TICKLED PINK
What connects Coco Chanel’s iconic Rouge Carmin, the prickly pear plant, and the Vatican's papal robes?
Of course it's the vigorous and carnal shade of red dye derived from grana cochineal, an insect-dye from Oaxaca, Mexico. Here, cochineal is now serving as protagonist and muse to a new generation of artists and creatives.
Alexandra Purcaru, the co-founder of Selva Oaxaca–a cocktail bar in Oaxaca–tells me the origin story of Rouge Carmin to underscore cochineal’s inherent mystique: saturated in carnal reds and temporal auburns, the shade was inspired by an encounter with the immutable power and passion of Venice's 16th-century paintings. It came as a bit of a surprise to its makers that these vigorous, corporeal shades were extracted from grana cochineal, an insect-dye from Oaxaca, Mexico’s culturally dynamic state halfway across the world.

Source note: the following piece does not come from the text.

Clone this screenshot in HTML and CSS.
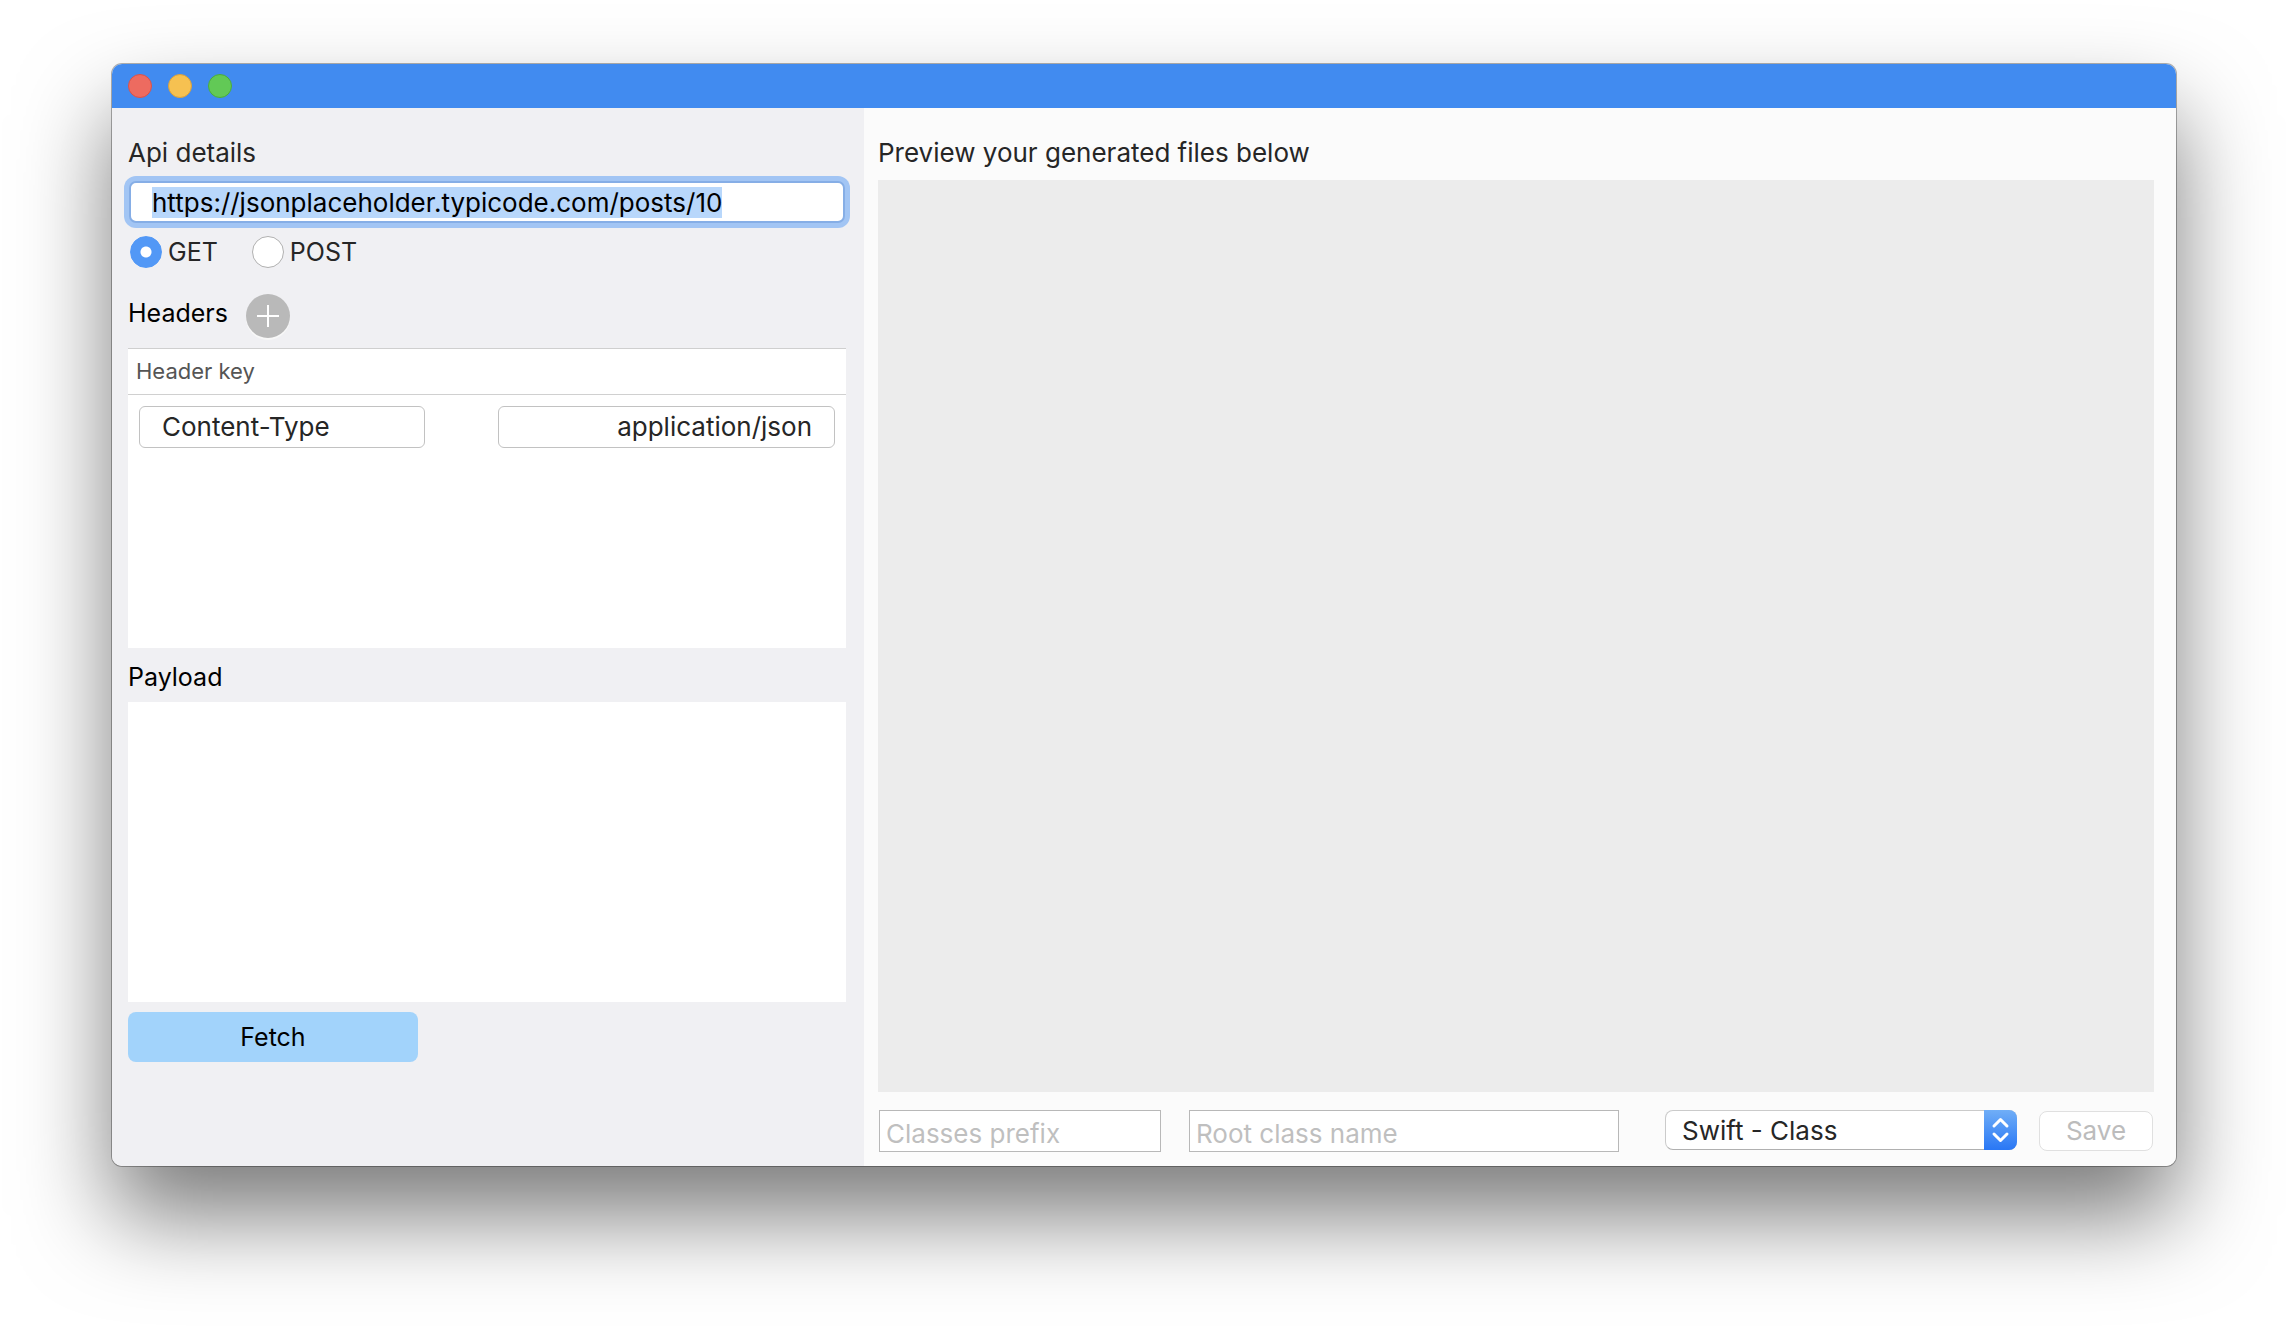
FILE: index.html
```
<!DOCTYPE html>
<html lang="en">
<head>
<meta charset="utf-8">
<title>Model Generator</title>
<link rel="stylesheet" href="styles.css">
</head>
<body>
<div class="window">
  <header class="titlebar">
    <button class="light light-close" type="button" aria-label="Close"></button>
    <button class="light light-minimize" type="button" aria-label="Minimize"></button>
    <button class="light light-zoom" type="button" aria-label="Zoom"></button>
  </header>
  <div class="panes">
    <section class="request">
      <label class="label" for="url">Api details</label>
      <input class="url" id="url" type="text" value="https://jsonplaceholder.typicode.com/posts/10" spellcheck="false" autofocus>
      <div class="methods">
        <label class="method"><input class="radio" type="radio" name="method" checked>GET</label>
        <label class="method"><input class="radio" type="radio" name="method">POST</label>
      </div>
      <div class="headers-title">
        <h2 class="label label-strong">Headers</h2>
        <button class="add" type="button" aria-label="Add header">
          <svg viewBox="0 0 44 44" aria-hidden="true"><path d="M22 11v22M11 22h22" stroke="#fff" stroke-width="2"/></svg>
        </button>
      </div>
      <div class="table-box">
        <table class="headers">
          <thead><tr><th colspan="2">Header key</th></tr></thead>
          <tbody><tr>
            <td><input class="cell cell-key" type="text" value="Content-Type" aria-label="Header key"></td>
            <td><input class="cell cell-value" type="text" value="application/json" aria-label="Header value"></td>
          </tr></tbody>
        </table>
      </div>
      <label class="label label-strong payload-label" for="payload">Payload</label>
      <textarea class="payload" id="payload"></textarea>
      <button class="fetch" type="button">Fetch</button>
    </section>
    <main class="preview">
      <h2 class="label">Preview your generated files below</h2>
      <div class="files"></div>
      <footer class="options">
        <input class="field" type="text" placeholder="Classes prefix" aria-label="Classes prefix">
        <input class="field root" type="text" placeholder="Root class name" aria-label="Root class name">
        <div class="language">
          <select class="select" aria-label="Language"><option>Swift - Class</option></select>
          <svg class="stepper" viewBox="0 0 33 40" aria-hidden="true"><path d="M10 16l6.500-6.500 6.500 6.500M10 24l6.500 6.500 6.500-6.500" fill="none" stroke="#fff" stroke-width="3" stroke-linecap="round" stroke-linejoin="round"/></svg>
        </div>
        <button class="save" type="button" disabled>Save</button>
      </footer>
    </main>
  </div>
</div>
<script src="app.js"></script>
</body>
</html>
```
FILE: app.js
```
const url = document.getElementById("url");
url.focus();
url.select();
```
FILE: styles.css
```
* { box-sizing: border-box; }

body {
  margin: 0;
  min-height: 100vh;
  padding: 64px 112px 160px;
  display: flex;
  background: #fff;
  color: #262626;
  font: 25px/32px Inter, "Liberation Sans", sans-serif;
}

button, input, select, textarea { font: inherit; color: inherit; margin: 0; }
input, textarea, select, button { outline: none; }
input, select, .save { font-size: 26px; }

.window {
  flex: 1;
  min-width: 0;
  display: flex;
  flex-direction: column;
  border-radius: 10px;
  overflow: hidden;
  box-shadow: 0 0 0 1px rgba(0, 0, 0, .3), 0 50px 92px rgba(0, 0, 0, .52);
}

.titlebar {
  height: 44px;
  padding: 0 16px;
  display: flex;
  align-items: center;
  gap: 16px;
  background: #418bf0;
}
.light { width: 24px; height: 24px; padding: 0; border: 1px solid; border-radius: 50%; }
.light-close { background: #ed6b60; border-color: #d8524a; }
.light-minimize { background: #f6c151; border-color: #d9a03c; }
.light-zoom { background: #62c956; border-color: #4bab3d; }

.panes { flex: 1; display: grid; grid-template-columns: 752fr 1312fr; }

.request {
  display: flex;
  flex-direction: column;
  min-width: 0;
  padding: 29px 18px 104px 16px;
  background: #f0f0f3;
}
.label { margin: 0; font-size: 26px; font-weight: 400; }
.label-strong { color: #000; font-size: 25px; }

.url {
  height: 42px;
  margin: 12px 1px 13px;
  padding: 1px 21px 0;
  border: 2px solid #86aee6;
  border-radius: 7px;
  background: #fff;
  color: #000;
  box-shadow: 0 0 0 5px #a2c5f4;
}
.url::selection { background: #b8d7fb; color: #000; }

.methods { display: flex; gap: 34px; padding-left: 2px; }
.method { display: flex; align-items: center; gap: 6px; }
.radio {
  appearance: none;
  width: 32px;
  height: 32px;
  border: 1px solid #b0b0b0;
  border-radius: 50%;
  background: #fff;
}
.radio:checked {
  border-color: #5298f6;
  background: radial-gradient(circle, #fff 5px, #5298f6 6px);
}

.headers-title { display: flex; gap: 18px; margin: 26px 0 10px; }
.headers-title .label { padding-top: 3px; }
.add { width: 44px; height: 44px; padding: 0; border: 0; border-radius: 50%; background: #b9b9b9; box-shadow: 0 2px 0 #f8f8f8; }
.add svg { display: block; }

.table-box { flex: 1 0 200px; border-top: 1px solid #cfcfcf; background: #fff; }
.headers { width: 100%; table-layout: fixed; border-collapse: collapse; }
.headers th {
  height: 45px;
  padding: 0 8px;
  border-bottom: 1px solid #d0d0d0;
  color: #555;
  font-size: 22px;
  font-weight: 400;
  text-align: left;
}
.headers td { padding: 11px; }
.cell {
  display: block;
  width: 100%;
  height: 42px;
  padding: 0 22px;
  border: 1px solid #c2c2c2;
  border-radius: 6px;
  background: #fff;
}
.cell-key { width: 85%; }
.cell-value { text-align: right; }

.payload-label { margin: 13px 0 9px; }
.payload { flex: 1 0 200px; padding: 8px; border: 0; resize: none; background: #fff; }
.fetch { width: 290px; height: 50px; margin-top: 10px; border: 0; border-radius: 8px; background: #a2d3fb; color: #000; }

.preview { display: flex; flex-direction: column; min-width: 0; padding: 29px 22px 14px 14px; background: #fbfbfb; }
.files { flex: 1; margin-top: 11px; background: #ececec; }
.options {
  display: grid;
  grid-template-columns: 310fr 476fr 374fr 114px;
  margin: 18px 1px 0;
}
.field {
  min-width: 0;
  height: 42px;
  margin-right: 28px;
  padding: 5px 6px 0;
  border: 1px solid #b8b8b8;
  background: #fff;
}
.field::placeholder { color: #bfbfbf; opacity: 1; }
.root { margin-right: 46px; }
.language { position: relative; height: 40px; margin-right: 22px; }
.select {
  appearance: none;
  width: 100%;
  height: 40px;
  padding: 1px 40px 0 16px;
  border: 1px solid #cbcbcb;
  border-bottom-color: #b0b0b0;
  border-radius: 8px;
  background: #fff;
}
.stepper {
  position: absolute;
  top: 0;
  right: 0;
  width: 33px;
  height: 40px;
  border-radius: 0 8px 8px 0;
  background: linear-gradient(#70aef7, #2977f5);
  pointer-events: none;
}
.save {
  height: 40px;
  margin-top: 1px;
  padding: 0;
  border: 1px solid #e0e0e0;
  border-radius: 8px;
  background: #fff;
  color: #bcbcbc;
}
```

‘It’s more than a visual element,’ she emphasises. Rooted in rich Indigenous ritual and folklore, cochineal’s story is also one rife with imperialism, subterfuge and intense artistic explorations.
Grana cochineal is a dye derived from a, microscopic insects that live on the pads of the prickly pear or nopal cactus. The insects produce carminic acid to protect itself from predators. When dried and pulverised on a stone metate, the insects release the carminic acid, transforming into shades hovering somewhere between intense red and magenta. Added to a mordant, grana cochineal can be manipulated to shades ranging from crimson to pinks, oranges and purples.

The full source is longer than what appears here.